Pour découvrir l’auteur : voir le site d’Étienne Davodeau, que je trouve très riche… et le récapitulatif dans l’article écrit pour l’une des venues à Poitiers de l’auteur. Il faudra que je lise son dernier album, qui a reçu le prix du public au dernier festival d’Angoulême, Cher pays de notre enfance, enquête sur les années de plomb de la Ve République (avec Benoît Collombat).

Pour rappel, je vous ai parlé de nombreux albums d’Étienne Davodeau

de Kris et Davodeau

et de Davodeau et Joub

Le grand A, de Xavier Bétaucourt et Jean-Luc Loyer

Couverture de Le grand A, de Xavier Bétaucourt et Jean-Luc LoyerA part L’Arabe du Futur (tomes 1 et 2) de Riad Sattouf (il faut que je rédige mes avis), un autre album m’a beaucoup plu parmi mes lectures de ces dernières semaines, Le grand A, acheté chez mon libraire BD préférée, Bulles d’encre à Poitiers.

Le livre : Le grand A, de Xavier Bétaucourt (scénario) et Jean-Luc Loyer (dessins), éditions Futuropolis, 2016, 136 pages, ISBN 9782754810388.

L’histoire : 1970. Le maire d’Hénin-Liétard (pas encore fusionné avec Beaumont) refuse, au nom de la défense du commerce du centre-ville, l’installation d’un supermarché sur sa commune. 1972. Le Grand A, le plus grand en France, ouvre sur la commune voisine de Noyelles-Godault. 40 ans plus tard, le commerce se meurt, même le marché hebdomadaire, les zones de vie se sont déplacées, le Grand A est toujours là, avec ses animations, sa politique agressive envers les fournisseurs. Dans cette région à faible pouvoir d’achat (à fort taux de chômage et fort taux de vote FN), il met tout en œuvre pour capter l’acheteur…

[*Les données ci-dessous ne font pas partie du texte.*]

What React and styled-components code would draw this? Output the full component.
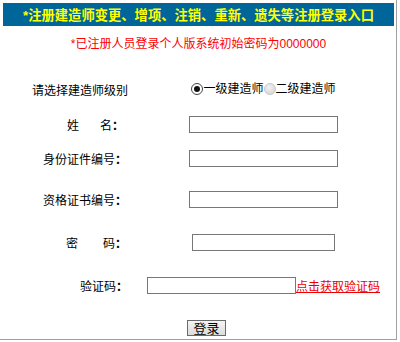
import React from 'react';
import styled, { createGlobalStyle } from 'styled-components';

const GlobalStyle = createGlobalStyle`
	html, body {
		margin: 0;
		padding: 0;
		background: #fff;
	}
	body {
		font-family: 'Liberation Sans', 'Noto Sans CJK SC', sans-serif;
		font-size: 12px;
		color: #000;
	}
`;

const Panel = styled.div`
	box-sizing: border-box;
	width: 397px;
	height: 340px;
	padding: 3px 2px 0 3px;
	border-right: 1px solid #a0a0a0;
	border-bottom: 1px solid #a0a0a0;
	display: flex;
	flex-direction: column;
`;

const Header = styled.div`
	height: 23px;
	background: #006699;
	color: #ffff00;
	font-weight: 700;
	font-size: 13.3px;
	display: flex;
	align-items: center;
	justify-content: center;
`;

const Notice = styled.div`
	margin-top: 12px;
	line-height: 12px;
	height: 12px;
	text-align: center;
	color: #ff0000;
	font-size: 12px;
`;

const Form = styled.div`
	margin-top: 21px;
	display: grid;
	grid-template-columns: 130px 1fr;
`;

const Label = styled.div`
	height: ${(p) => p.$h}px;
	display: flex;
	align-items: center;
	justify-content: flex-end;
	padding-right: ${(p) => p.$pr ?? 6}px;
	white-space: nowrap;
`;

const Colon = styled.span`
	font-weight: 700;
`;

const Field = styled.div`
	height: ${(p) => p.$h}px;
	display: flex;
	align-items: center;
	justify-content: center;
`;

const Spacer = styled.span`
	display: inline-block;
	width: ${(p) => p.$w}px;
`;

const TextInput = styled.input`
	box-sizing: border-box;
	width: ${(p) => p.$w}px;
	height: 17px;
	border: 1px solid #777;
	padding: 0 2px;
	margin: 0;
	font-size: 12px;
	background: #fff;
	outline: none;
`;

const RadioGroup = styled.div`
	display: flex;
	align-items: center;
`;

const Radio = styled.input.attrs({ type: 'radio' })`
	appearance: none;
	margin: 0;
	width: 12px;
	height: 12px;
	border-radius: 50%;
	box-sizing: border-box;
	border: 1px solid #c8c8c8;
	background: radial-gradient(circle at 40% 35%, #f2f2f2, #d0d0d0);
	position: relative;

	&:checked {
		border: 1px solid #444;
		background: #fff;
	}
	&:checked::after {
		content: '';
		position: absolute;
		left: 2px;
		top: 2px;
		width: 6px;
		height: 6px;
		border-radius: 50%;
		background: #111;
	}
`;

const RadioText = styled.span`
	line-height: 12px;
`;

const CodeLink = styled.a`
	color: #ee0000;
	text-decoration: underline;
	white-space: nowrap;
	cursor: pointer;
`;

const ButtonRow = styled.div`
	display: flex;
	justify-content: center;
	padding-top: 11px;
	padding-left: 16px;
`;

const SubmitButton = styled.button`
	height: 16px;
	padding: 0 5px;
	font-family: 'Noto Sans CJK SC', sans-serif;
	font-size: 13px;
	line-height: 14px;
	background: linear-gradient(#f4f4f4, #dcdcdc);
	border: 1px solid #6a6a6a;
	color: #000;
	display: flex;
	align-items: center;
`;

const App = () => (
	<>
		<GlobalStyle />
		<Panel>
			<Header>*注册建造师变更、增项、注销、重新、遗失等注册登录入口</Header>
			<Notice>*已注册人员登录个人版系统初始密码为0000000</Notice>
			<Form>
				<Label $h={36} $pr={5}>请选择建造师级别</Label>
				<Field $h={36}>
					<RadioGroup>
						<Radio name="level" defaultChecked />
						<RadioText>一级建造师</RadioText>
						<Radio name="level" />
						<RadioText>二级建造师</RadioText>
					</RadioGroup>
				</Field>

				<Label $h={34} $pr={9}>
					姓<Spacer $w={21} />名<Colon>：</Colon>
				</Label>
				<Field $h={34}>
					<TextInput $w={149} />
				</Field>

				<Label $h={34}>身份证件编号<Colon>：</Colon></Label>
				<Field $h={34}>
					<TextInput $w={149} />
				</Field>

				<Label $h={48}>资格证书编号<Colon>：</Colon></Label>
				<Field $h={48}>
					<TextInput $w={149} />
				</Field>

				<Label $h={38}>
					密<Spacer $w={25} />码<Colon>：</Colon>
				</Label>
				<Field $h={38}>
					<TextInput type="password" $w={143} />
				</Field>

				<Label $h={48} $pr={5}>验证码<Colon>：</Colon></Label>
				<Field $h={48}>
					<TextInput $w={149} />
					<CodeLink>点击获取验证码</CodeLink>
				</Field>
			</Form>
			<ButtonRow>
				<SubmitButton>登录</SubmitButton>
			</ButtonRow>
		</Panel>
	</>
);

export default App;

Mon avis : l’introduction avec l’histoire du commerce depuis l’Antiquité est un peu déroutante. Les auteurs ont mené leur enquête en centre-ville (marché qui souffre, marché de noël déserté), auprès de la direction, des fournisseurs, des caissières. Autour de Lens, il y a trois pôles d’attraction aujourd’hui, « Racing-club de Lens, le Louvre Lens [je vous en parle un de ces jours aussi] et la galerie marchande d’Auchan« . Les auteurs montrent comment l’hypermarché s’adapte à son public, avec un grand rayon de spécialités polonaises (c’est aussi le premier magasin qui a testé le hard discount au sein de ses rayons), comment il réussit à faire dépenser plus à des gens qui ont un faible pouvoir d’achat, organisant la pénurie d’un jouet à Noël (mais en mettant une palette de côté), une ouverture le 23 décembre de 5h à 23h… Si le sous-titre (Il mange 195 jours de notre vie) semble présenter tout un programme, les auteurs ont voulu garder une approche plutôt neutre, le directeur n’est pas mis face à son cynisme, en contrepoint sont interrogés des fournisseurs (avec quelques pages sur la filière de la volaille industrielle) ou les caissières. Ils auraient peut-être pu s’engager un peu plus sur l’aspect politique, même s’ils soulignent la contradiction du Front national : leur discours national est contre la grande distribution et la désertification des centres-villes, mais localement, ils ne vont pas critiquer le Grand A où se rendent tous leurs électeurs… C’est peut-être dans le dossier qui clôt la bande dessinée (comme souvent dans cette collection) que se trouvent les propos les plus engagés.

Sur le plan du dessin, les couleurs sont plutôt sombres, avec beaucoup de gris et d’ocre.

Pour ma part, le supermarché, je n’y vais plus depuis des années… Le marché (pas forcément plus cher, voir mon « étude locale et subjective » sur le prix du poulet en 2012) pour la quasi totalité des courses alimentaires, un M. de centre-ville pour le reste.